Written instruction » Only lines with the word "index" are needed; collect each of them from the listing below.

=== Data rows ===

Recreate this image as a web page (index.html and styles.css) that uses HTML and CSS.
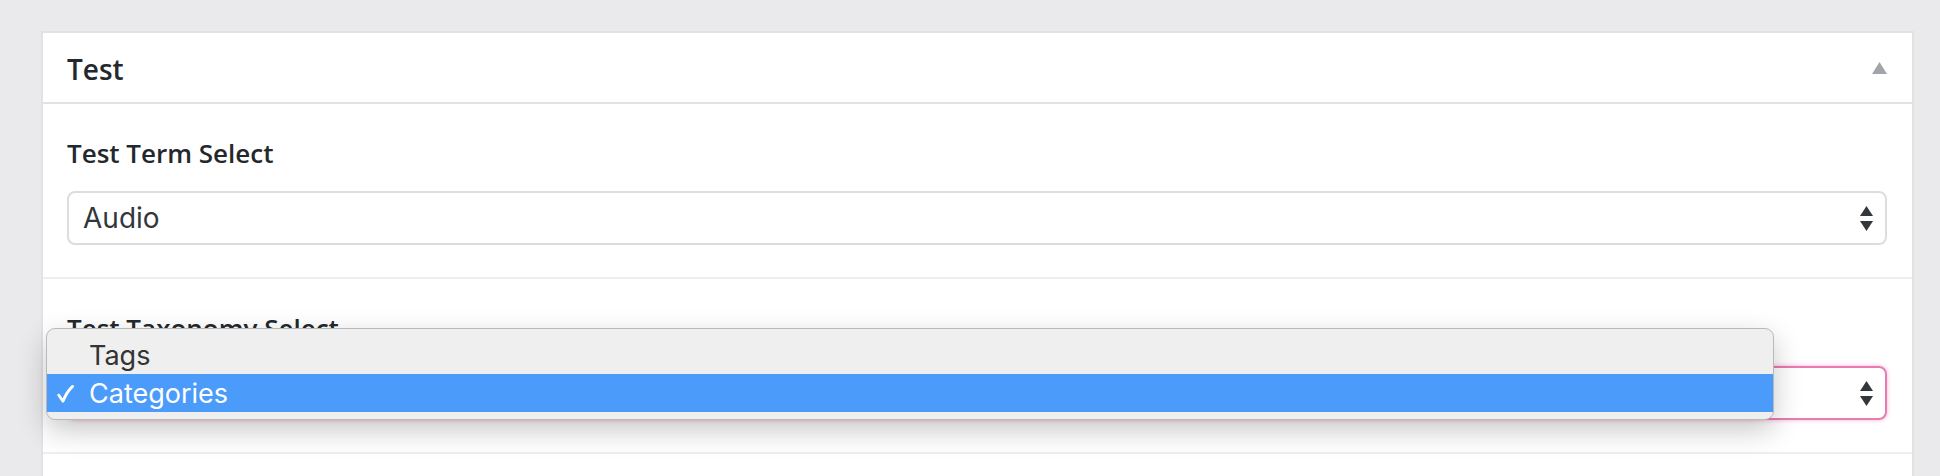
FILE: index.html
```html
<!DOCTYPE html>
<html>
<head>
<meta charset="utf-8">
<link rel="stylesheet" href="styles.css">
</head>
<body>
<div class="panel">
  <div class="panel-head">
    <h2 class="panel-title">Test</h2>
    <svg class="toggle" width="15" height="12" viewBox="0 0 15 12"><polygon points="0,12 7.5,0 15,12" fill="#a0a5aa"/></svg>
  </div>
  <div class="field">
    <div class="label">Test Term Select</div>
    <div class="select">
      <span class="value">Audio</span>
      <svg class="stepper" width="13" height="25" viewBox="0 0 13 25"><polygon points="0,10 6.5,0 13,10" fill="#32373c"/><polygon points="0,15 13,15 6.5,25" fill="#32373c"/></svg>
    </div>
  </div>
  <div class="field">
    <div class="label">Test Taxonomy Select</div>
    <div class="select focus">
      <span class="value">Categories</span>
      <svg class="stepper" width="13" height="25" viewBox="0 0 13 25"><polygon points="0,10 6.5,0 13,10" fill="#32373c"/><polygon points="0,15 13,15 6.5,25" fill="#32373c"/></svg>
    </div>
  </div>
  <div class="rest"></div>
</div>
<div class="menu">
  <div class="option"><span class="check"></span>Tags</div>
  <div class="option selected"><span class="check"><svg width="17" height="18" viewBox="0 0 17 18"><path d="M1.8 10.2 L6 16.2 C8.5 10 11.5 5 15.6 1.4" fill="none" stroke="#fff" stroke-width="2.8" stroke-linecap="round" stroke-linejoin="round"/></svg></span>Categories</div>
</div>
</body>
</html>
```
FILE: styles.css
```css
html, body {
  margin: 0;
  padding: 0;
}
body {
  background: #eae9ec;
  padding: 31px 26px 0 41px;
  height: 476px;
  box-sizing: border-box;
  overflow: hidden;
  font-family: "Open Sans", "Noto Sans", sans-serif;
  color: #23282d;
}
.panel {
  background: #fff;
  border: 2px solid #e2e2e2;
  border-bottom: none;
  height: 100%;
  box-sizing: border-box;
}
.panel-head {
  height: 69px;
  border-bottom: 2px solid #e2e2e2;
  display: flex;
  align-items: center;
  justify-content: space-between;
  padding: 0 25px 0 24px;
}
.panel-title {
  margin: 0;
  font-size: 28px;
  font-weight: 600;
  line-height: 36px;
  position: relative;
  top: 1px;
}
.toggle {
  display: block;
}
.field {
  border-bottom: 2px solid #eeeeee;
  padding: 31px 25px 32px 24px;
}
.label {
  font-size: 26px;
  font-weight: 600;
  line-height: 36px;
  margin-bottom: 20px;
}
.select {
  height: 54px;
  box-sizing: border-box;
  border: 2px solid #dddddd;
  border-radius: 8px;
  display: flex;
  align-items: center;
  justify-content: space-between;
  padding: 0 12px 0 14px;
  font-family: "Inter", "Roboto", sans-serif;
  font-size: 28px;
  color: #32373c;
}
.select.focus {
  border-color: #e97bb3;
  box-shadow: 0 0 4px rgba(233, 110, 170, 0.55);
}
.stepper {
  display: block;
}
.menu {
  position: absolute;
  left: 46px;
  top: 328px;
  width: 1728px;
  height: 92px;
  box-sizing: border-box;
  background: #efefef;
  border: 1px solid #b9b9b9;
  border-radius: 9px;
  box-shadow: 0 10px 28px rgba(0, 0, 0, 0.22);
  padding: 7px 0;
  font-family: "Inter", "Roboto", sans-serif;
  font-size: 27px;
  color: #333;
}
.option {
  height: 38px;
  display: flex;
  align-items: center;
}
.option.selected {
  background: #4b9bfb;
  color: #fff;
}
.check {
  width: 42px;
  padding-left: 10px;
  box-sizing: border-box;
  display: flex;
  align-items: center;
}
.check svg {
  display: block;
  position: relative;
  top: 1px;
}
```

===
=== Data rows ===

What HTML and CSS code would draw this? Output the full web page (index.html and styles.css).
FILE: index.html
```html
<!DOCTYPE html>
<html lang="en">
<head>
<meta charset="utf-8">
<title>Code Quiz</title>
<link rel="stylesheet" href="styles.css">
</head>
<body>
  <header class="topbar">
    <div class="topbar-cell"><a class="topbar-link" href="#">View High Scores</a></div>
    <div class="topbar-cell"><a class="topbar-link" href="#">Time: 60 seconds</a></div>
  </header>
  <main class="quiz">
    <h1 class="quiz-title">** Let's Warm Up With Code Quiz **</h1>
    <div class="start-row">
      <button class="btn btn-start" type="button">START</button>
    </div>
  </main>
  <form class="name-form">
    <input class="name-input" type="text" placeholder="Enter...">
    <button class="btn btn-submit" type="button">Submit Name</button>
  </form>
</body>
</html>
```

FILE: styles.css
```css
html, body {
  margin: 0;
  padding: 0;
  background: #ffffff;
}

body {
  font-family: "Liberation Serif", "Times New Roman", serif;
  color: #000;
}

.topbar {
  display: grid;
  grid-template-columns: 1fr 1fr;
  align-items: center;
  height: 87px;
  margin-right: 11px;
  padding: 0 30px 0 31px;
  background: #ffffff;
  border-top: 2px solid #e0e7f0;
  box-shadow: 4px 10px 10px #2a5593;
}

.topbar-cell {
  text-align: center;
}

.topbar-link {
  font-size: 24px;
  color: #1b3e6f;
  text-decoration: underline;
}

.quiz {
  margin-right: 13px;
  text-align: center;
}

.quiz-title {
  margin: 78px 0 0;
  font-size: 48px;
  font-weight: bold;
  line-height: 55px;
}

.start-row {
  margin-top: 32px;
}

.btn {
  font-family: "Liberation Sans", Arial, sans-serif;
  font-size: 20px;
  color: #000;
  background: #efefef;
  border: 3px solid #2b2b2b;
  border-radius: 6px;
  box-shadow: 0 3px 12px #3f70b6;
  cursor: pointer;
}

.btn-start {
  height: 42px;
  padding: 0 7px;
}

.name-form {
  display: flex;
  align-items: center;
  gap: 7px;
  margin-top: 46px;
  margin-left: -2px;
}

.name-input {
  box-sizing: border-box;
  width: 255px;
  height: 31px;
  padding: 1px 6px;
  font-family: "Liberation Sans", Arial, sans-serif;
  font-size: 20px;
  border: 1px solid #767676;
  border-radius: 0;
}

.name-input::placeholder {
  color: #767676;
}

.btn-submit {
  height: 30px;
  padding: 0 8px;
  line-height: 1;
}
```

===

The reply »
Recreate this image as a web page (index.html and styles.css) that uses HTML and CSS.
FILE: index.html
What HTML and CSS code would draw this? Output the full web page (index.html and styles.css).
FILE: index.html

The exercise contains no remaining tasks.